Había una continua solicitud para la construcción y mantenimiento de edificios, para techos, puertas y ventanas. En la ciudad de México, que estaba construida sobre un suelo cenagoso e inestable, se ponían las llamadas estacadas de morillos en los cimientos, para dar mayor estabilidad a los edificios. Estos morillos eran de cedro, de un ancho de tres pulgadas. El afamado arquitecto Manuel Tolsá estimaba que al año se consumía la enorme cantidad de tres millones de esas piezas 38 .
En diversas actividades industriales muchas partes de maquinarias se fabricaban de madera. Si bien se desgastaban pronto, eran fácilmente reemplazables; así pasaba con los molinos de caña de los ingenios azucareros 39 . Es un caso de tecnología adecuada, que no era la mejor, pero sí la más práctica y conveniente.
En la Casa de Moneda y la Fábrica de Pólvora se construían y reparaban prensas y ruedas de molinos, para lo cual requerían una madera especialmente dura.
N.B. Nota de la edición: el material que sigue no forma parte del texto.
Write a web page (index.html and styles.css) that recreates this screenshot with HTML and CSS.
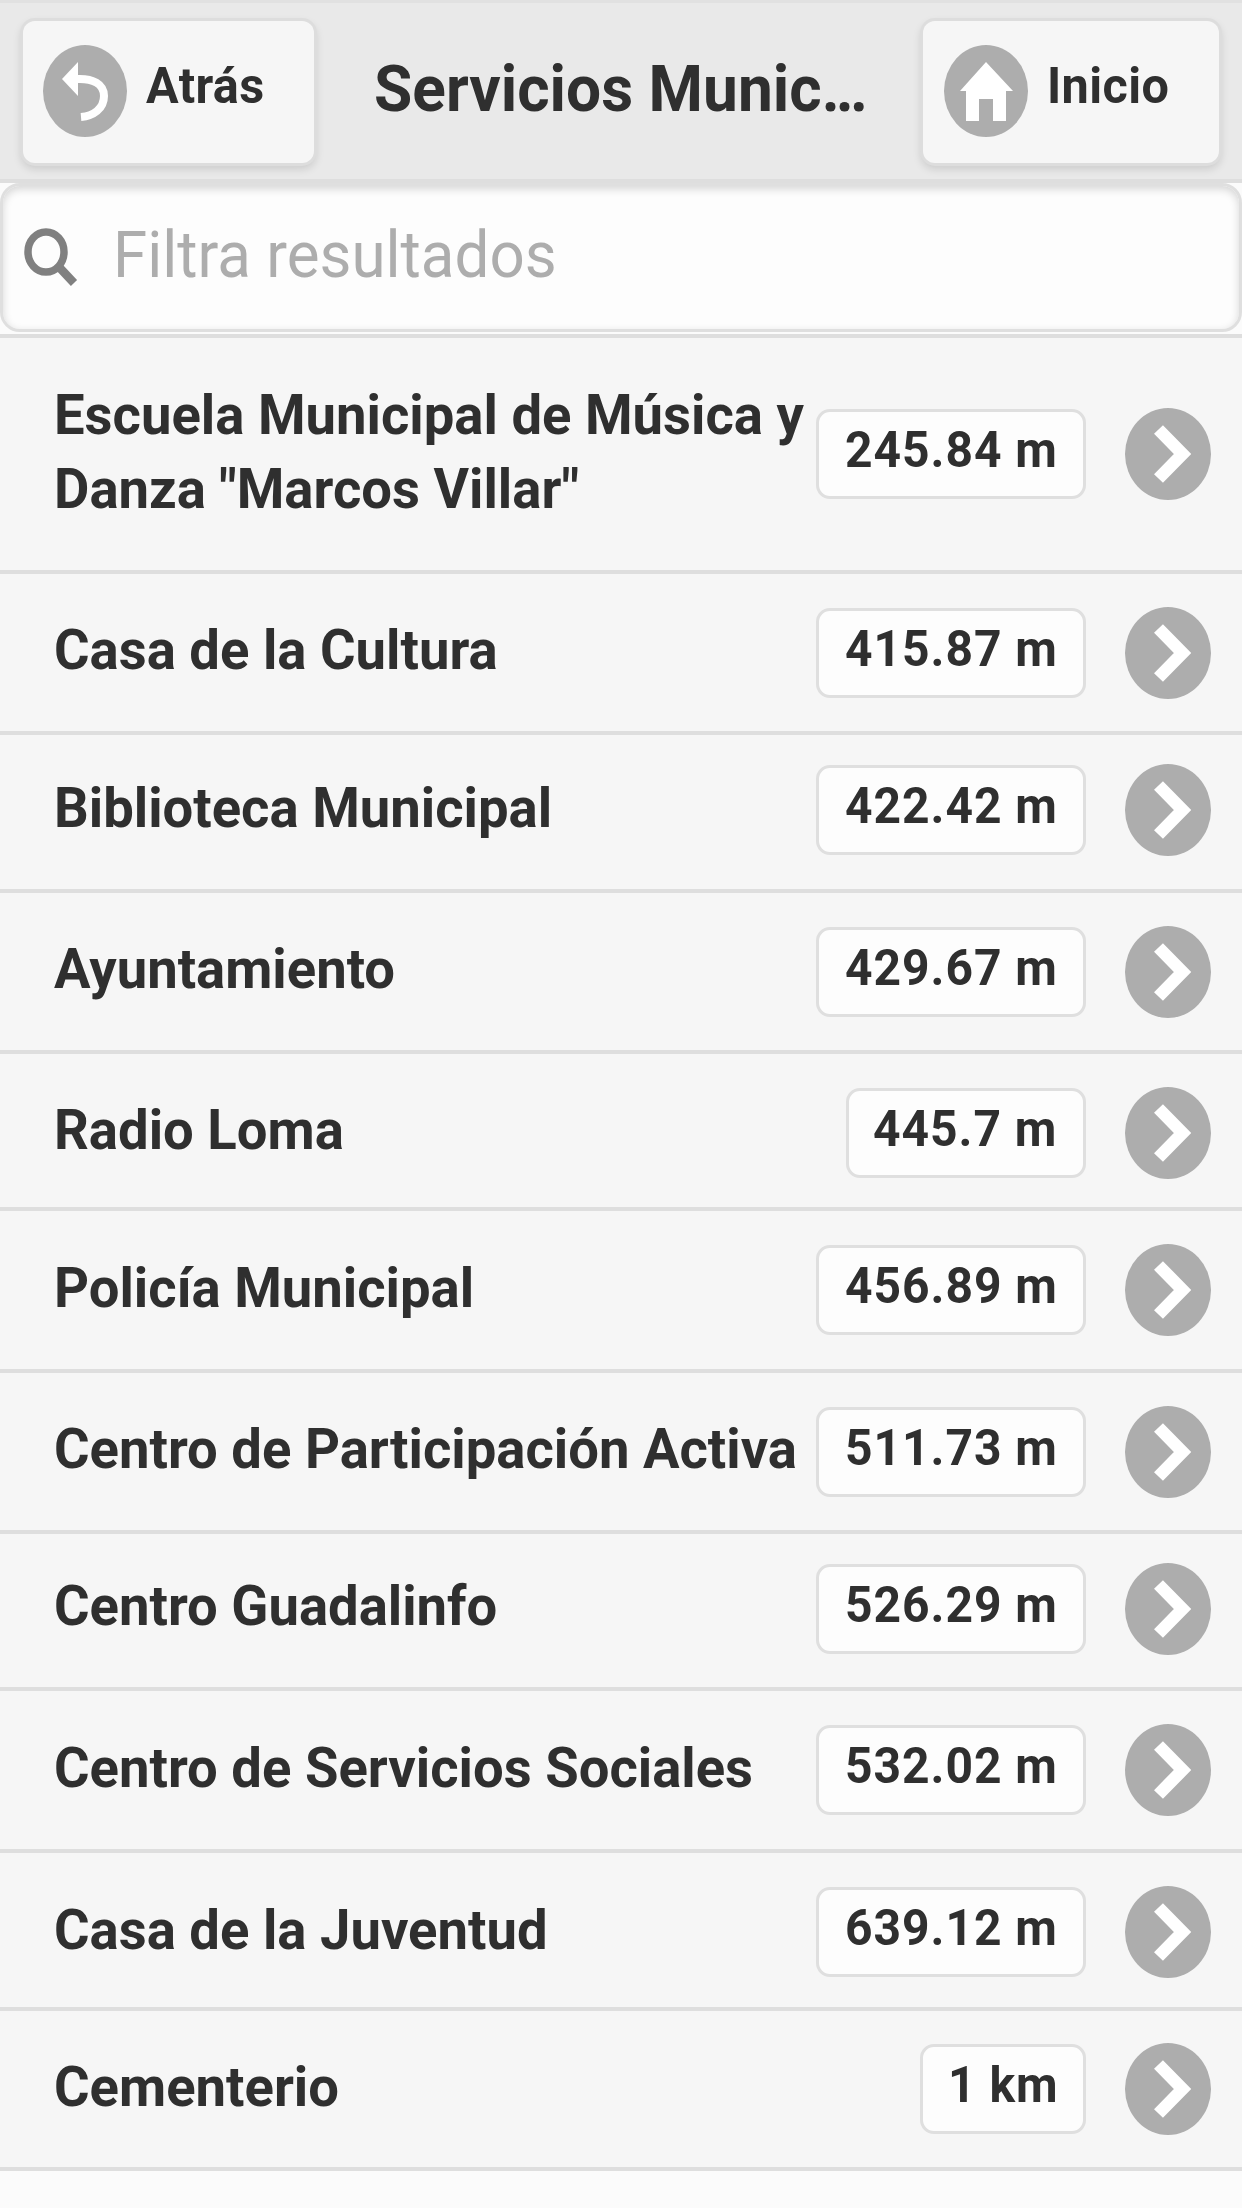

Esta se obtenía del corazón del tehuixtle (Acacia bilimekii), que crecía en Chiautla y Chetla (Puebla) y que también se empleaba para elaborar yugos y arados 40 .
Existían otros usos especializados. En Acayucan (un pueblo inmediato al puerto de Veracruz) 41 y las cercanías de Acapulco se obtenía madera de cedro y otros árboles con destino de piezas y reparación de las embarcaciones 42 . En San Francisco Tetlanohcan (Tlaxcala), los indios picaban el corazón de los árboles para sacar brea 43 .
Estas lucrativas actividades llegaban a ser la principal en algunos pueblos. Eran lugares que podían ser considerados como ricos, como decía el gobernador de Pátzcuaro respecto del sujeto de Cuanajo “por las muchas maderas que continuamente están sacando y labrando de sus montes en que viven, así para esta ciudad como para la de Valladolid, Guanajuato y otras” 44 .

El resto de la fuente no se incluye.